CAUTION: Always direct the heat flow away from the cabinets since 575 degrees can damage the wood finish. Where the filler came in contact with the bottom of the pot shelf, I used a 14 inch wide broad knife to protect the enamel paint from the hot air from the heat gun. Do not use flame as it could discolor the stainless. Do not use a metal scraper or a metal pot cleaner because it will scratch the stainless.

I had also used some blue painters tape to cover any parts of the range hood that were not covered by the factory installed protective film. To remove the glue left after removing the tape, the household Ammonia works just fine.

Remember, low heat and no metal tools. Take your time and don't rush this job. Damage the stainless and you'll have to live with it or pay to replace it.

After everything was cleaned, I used a stainless steel cleaner to finish the job and the stainless looks great. Good luck and remember, the effort will be worth it.

Hank Cusanek
- Phoenix, Arizona

February 11, 2013

A. Short answer = Product name in Australia LIQUID 8 (paint stripper gel)

Long answer...
I had same problem with a stainless steel fridge. Tried MEK, Acetone, Ammonia, Sulfamic Acid, Citric Acid the list goes on all with no effect. Was ready to resign to scratching and picking away

I then remembered I had a paint stripper gel which I 'thought' was citric acid based (was told that when I bought it) but the ingredients are 180 g/L Liquid Hydrocarbon / 180 g/L 2 Butoxy Ethanol and 180 g/L N-Methyl-2-Pyrrolidone. The product is called LIQUID 8.

Brushed on the gel and left for recommended 15-30 minutes and although not great results I could see it was working. Left it another 30 minutes and the plastic film literally wiped away. A few little tougher spots took a second go but what had taken me most of a day trying came down to being all done in about and hour and a half and most of that time was waiting for the gel to do its stuff.

One thing to note this stuff is not kind to plastics so keep it off any trim etc, I accidentally hit a couple spots and some minor burn marks.

Brad Walker
- Western Australia, Australia

February 23, 2013

A. 5 words: Jasco Paint and Epoxy Remover

I tried everything above. Bought a island kitchen hood on ebay new only installed. They didn't say they left the plastic on for a year in the sun. White film , I spent 3 hours using vinegar, acetone, ammonia , heat gun and plastic spoon. Jasco brushed it on waited 10 minutes and peeled it off with my hands; no big mess. Wiped down and I have a beautiful Stainless hood which would have cost $600 for $200.

mitchell cline
- aurora, Colorado

April 15, 2013

A. I'd like to take time to respond about white PVC plastic protective covering on stainless steel. When we get equipment that PVC covering has not been removed in years, take it outside, hook your garden hose to hot water, adjust your nozzle to jet. Now wear rubber gloves with cotton gloves under the rubber gloves. Maybe you need to wear a rain suit -- you will get wet. Remember this water is hot; wear safety glasses. Start spraying one spot for a few seconds until it loosens up.
When your start peeling off PVC, keep hot spraying while you are doing this. It will take time; you can go to a self operated car wash if they have hot water. Have fun.

Ken Smith
food equipment - Runnemede, New Jersey

June 11, 2013

A. I tried warm water, ammonia, and rubbing alcohol to remove the protective blue coating on my chrome sink. Nail polish remover did the trick. I still had to rub, but it clearly dissolved the coating and did not hurt the chrome finish.

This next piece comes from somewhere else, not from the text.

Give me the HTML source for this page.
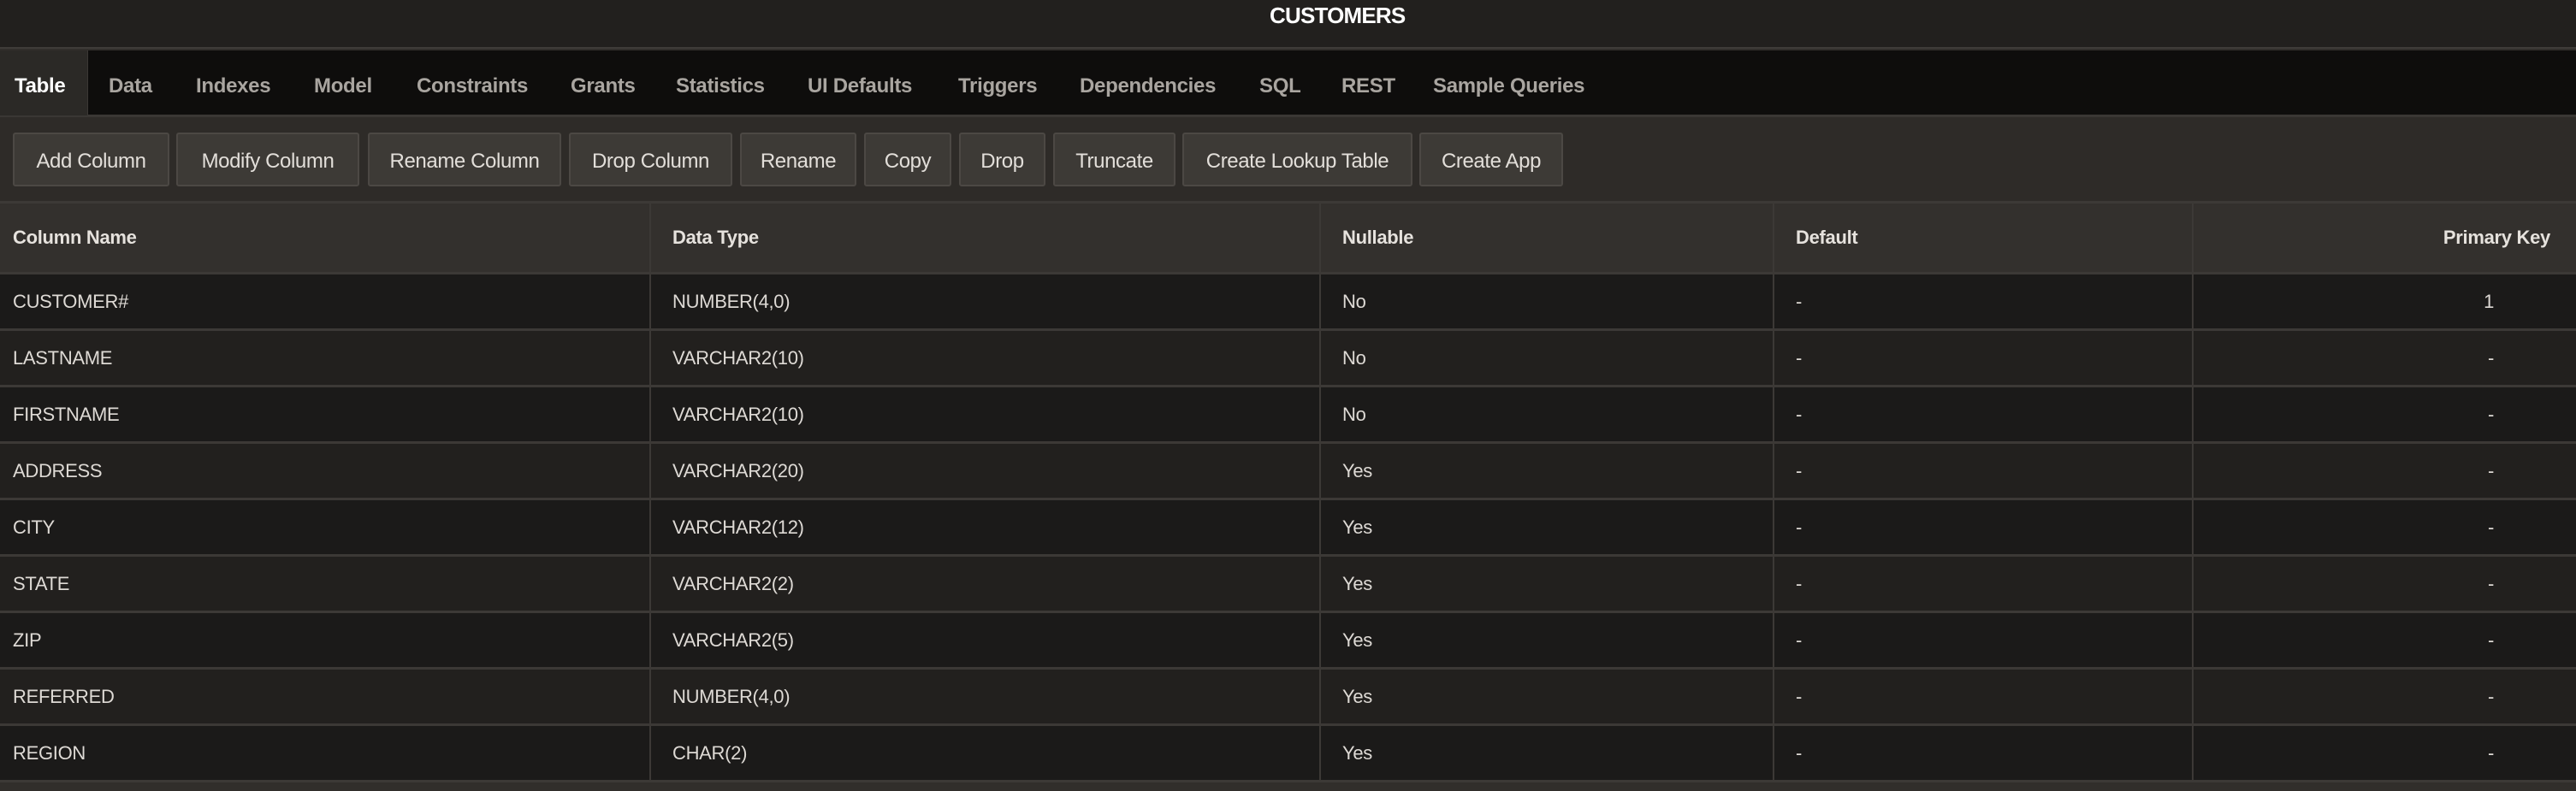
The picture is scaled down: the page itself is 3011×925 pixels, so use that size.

Note: Having a teenaged daughter, I had two bottles of nail polish remover, each with a little at the bottom in the house. The first one was Cutex for natural nails, and promised to work 2-3 times faster than the others. It was the best. The other (purple) one was not as good but I used both up and ran to the dollar store for more. Their generic brand worked fine, not as fast as the Cutex, but better than the purple stuff, and it had a nice smell!

Bess Taylor
- Marshall, Virginia, USA

June 17, 2013

Q. I am a superintendent at my construction company and have "built out" three floors of an occupied building. Upon entering the final cleaning phase, I noticed that the white and black protective film on the stainless steel elevator doors was never removed since original construction some 5 years ago. I can't seem to get it off and need to be able to use a low V.O.C. agent due to the existing occupancy. HELP!

Victor Terwilliger
construction - Norfolk, Virginia

August 15, 2013

A. I work at a industrial manufacturing facility that specializes in stainless, and we've had similar problems. Our best solution for getting the blue plastic off is to heat it with a hair dryer style heat gun, then wipe the goo left behind with acetone.

Peter Brazil
- Port Townsend, Washington, USA

February 20, 2014

A. I recently purchased a dishwasher with a stainless steel finish that came wrapped in blue plastic. The plastic came off easily but the imprint of it (14 inches wide) could still be seen on the finish. It wasn't sticky but wouldn't come off with stainless steel cleaner, nail polish remover, or vinegar. However, undiluted household ammonia and some elbow grease removed it completely and left a beautiful finish. Thank you to everyone who suggested ammonia as I would not have thought to try it and it worked!

L. Wehrmann
- Richmond, Virginia USA

July 7, 2014

A. The item you want to use to remove adhesive off stainless or other items is denatured alcohol, then Windex with micro fiber cloth on stainless.

Edward Welch
- golden valley Arizona

July 28, 2014

A. I removed the glue residue from my stainless steel fridge with Brasso. It took it right off and I tried about everything.

Brian roche
- Villa rica Georgia USA

December 12, 2014

A. I purchased a used stainless steel BBQ and discovered that on the back of it, the previous owner didn't bother removing the plastic cover which of course was now baked on. It took 3 days of about 2 hours per day and most of it is now gone. What I did was the following:

1. Get extra strength Easy Off Oven Cleaner (Lye)
2. Heat up the surface, in my case I use a heat gun initially, but then turned on the BBQ
3. Spray Easy Off on the surface, wear a mask, the fumes are nasty
4. Let sit for about 10-20 min
5. User a hard plastic spatula to remove the residue, also wet rag after (get a bag of them at Lowes/HD)
6. You'll need to repeat this multiple times based on how much stuff there is baked on.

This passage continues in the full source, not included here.